Infection is the leading cause of death in patients with AAV, which frequently have respiratory infections. Vaccines to prevent this type of infection have been shown to have little protective effect in these patients.
Previous studies have shown that AAV patients with an expansion of a disabled subset of T-cells — immune cells that recognize and fight pathogens — with signs of exhaustion and low immune response are at a higher risk of infections.
A significant expansion of these cells has been shown to occur exclusively in people previously infected with CMV, a common virus of the herpes family that, once in the body, remains there forever.
While CMV is usually harmless, it can be reactivated in periods when the immune system is weakened and cause serious problems in immunosuppressed or immunocompromised individuals.
Researchers in the United Kingdom have hypothesized that silent reactivation of CMV in ANCA-associated vasculitis patients may drive the expansion of these disabled T-cells associated with impaired immune response, and that antiviral therapy could help prevent this.
To investigate whether this was the case, they conducted a proof-of-concept, open-label, randomized clinical trial (NCT01633476) to evaluate the safety and effectiveness of Valtrex (valacyclovir), an antiviral therapy, in the suppression of CMV reactivation and whether this prevention could limit the expansion of disabled T-cells in AAV patients.
The study enrolled 38 CMV-positive AAV patients (25 men and 13 women) in stable remission. They were randomized to receive Valtrex four times a day for six months.
Blood and urine samples were collected monthly from participants to assess CMV reactivation, and the levels of disabled T-cells were measured at the beginning of the study and six months later.
After six months, 36 of the 38 patients were vaccinated with the pneumonia vaccine — which depends on the normal function of T-cells to exert its protective effects — and the response to the vaccine was evaluated four weeks later.
Valtrex treatment completely suppressed asymptomatic (silent) CMV reactivation, with treated patients having no CMV reactivation, and four untreated patients (21.1%) showing viral reactivation.

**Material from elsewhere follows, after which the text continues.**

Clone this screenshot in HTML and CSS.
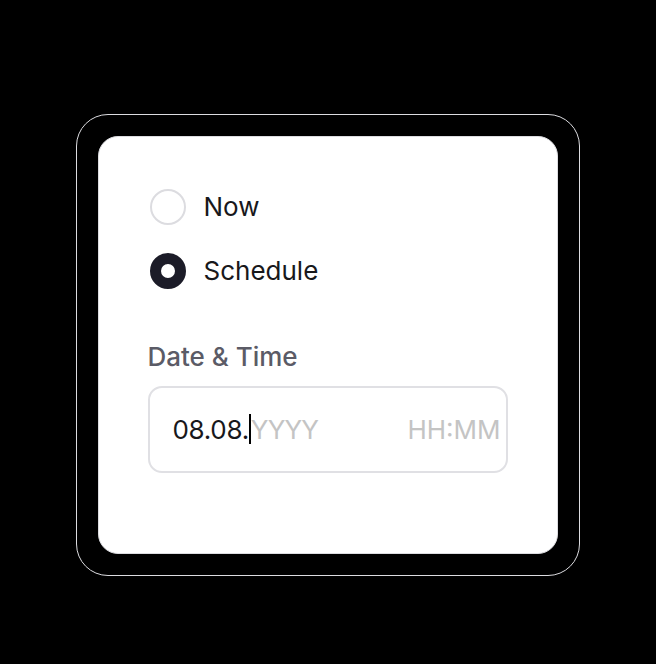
FILE: index.html
```html
<!DOCTYPE html>
<html lang="en">
<head>
<meta charset="utf-8">
<link rel="stylesheet" href="styles.css">
</head>
<body>
<div class="stage">
  <div class="frame">
    <div class="card">
      <div class="options">
        <label class="option">
          <span class="radio"></span>
          <span class="option-text">Now</span>
        </label>
        <label class="option">
          <span class="radio radio-checked"></span>
          <span class="option-text">Schedule</span>
        </label>
      </div>
      <div class="field">
        <div class="field-label">Date &amp; Time</div>
        <div class="input">
          <span class="date"><span class="typed">08.08.</span><span class="caret"></span><span class="placeholder year">YYYY</span></span>
          <span class="placeholder time">HH:MM</span>
        </div>
      </div>
    </div>
  </div>
</div>
</body>
</html>
```

FILE: styles.css
```css
* { box-sizing: border-box; }
html, body {
  margin: 0;
  padding: 0;
  background: #000;
  width: 656px;
  height: 664px;
  overflow: hidden;
  font-family: "Inter", "Noto Sans", sans-serif;
}
.stage {
  padding: 114px 0 0 76px;
}
.frame {
  width: 504px;
  height: 462px;
  border: 1.5px solid #dcdce0;
  border-radius: 32px;
  padding: 20.5px;
}
.card {
  width: 460px;
  height: 418px;
  background: #fff;
  border: 1px solid #dcdce0;
  border-radius: 20px;
  padding: 52px 49px 0 49px;
}
.options {
  display: flex;
  flex-direction: column;
  gap: 28px;
  padding-left: 2px;
}
.option {
  display: flex;
  align-items: center;
  gap: 18px;
  height: 36px;
}
.radio {
  width: 36px;
  height: 36px;
  border-radius: 50%;
  border: 2px solid #dcdce0;
  background: #fff;
  flex: none;
}
.radio-checked {
  border: 11px solid #1c1c28;
}
.option-text {
  font-size: 26px;
  color: #18181b;
}
.field {
  margin-top: 52px;
}
.field-label {
  font-size: 26px;
  font-weight: 500;
  color: #5b5b66;
  height: 32px;
  line-height: 32px;
}
.input {
  margin-top: 13px;
  width: 360px;
  height: 87px;
  border: 2px solid #e0e0e4;
  border-radius: 14px;
  display: flex;
  align-items: center;
  justify-content: space-between;
  padding: 0 5px 0 23px;
  font-size: 26px;
}
.date {
  display: flex;
  align-items: center;
}
.typed {
  color: #18181b;
  letter-spacing: -0.3px;
}
.caret {
  width: 2px;
  height: 30px;
  background: #000;
}
.placeholder { color: #c4c4c4; }
.year { letter-spacing: -0.8px; }
```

After the end of treatment, three patients who had received Valtrex showed CMV reactivation.
After six months of treatment, patients showed a significant reduction (by 27%) in the levels of disabled T-cells, suggesting that prevention of CMV reactivation can effectively lower the levels of this subset of T-cells.
An additional analysis of the untreated patients showed that those with CMV reactivation had increased levels of disabled T-cells compared with those who had no reactivation, and that these levels were associated with the number of viral reactivation episodes.
Reduced levels of this subset of T-cells in treated patients was significantly associated with a better immune response to the vaccine, while episodes of CMV reactivation were linked to worse responses.
These findings suggest that prevention or suppression of CMV reactivation through antiviral therapy may have a relevant therapeutic benefit in CMV-positive AAV patients by improving their immune response.
The researchers emphasized the need for additional and larger studies to confirm the protective effect of CMV suppression in these patients and to assess CMV reactivation during the more active phase of AAV disease, when “it is anticipated that viral reactivation will be even higher … [as] patients are exposed to intensive immunosuppressive therapy and heightened systemic inflammation,” they wrote.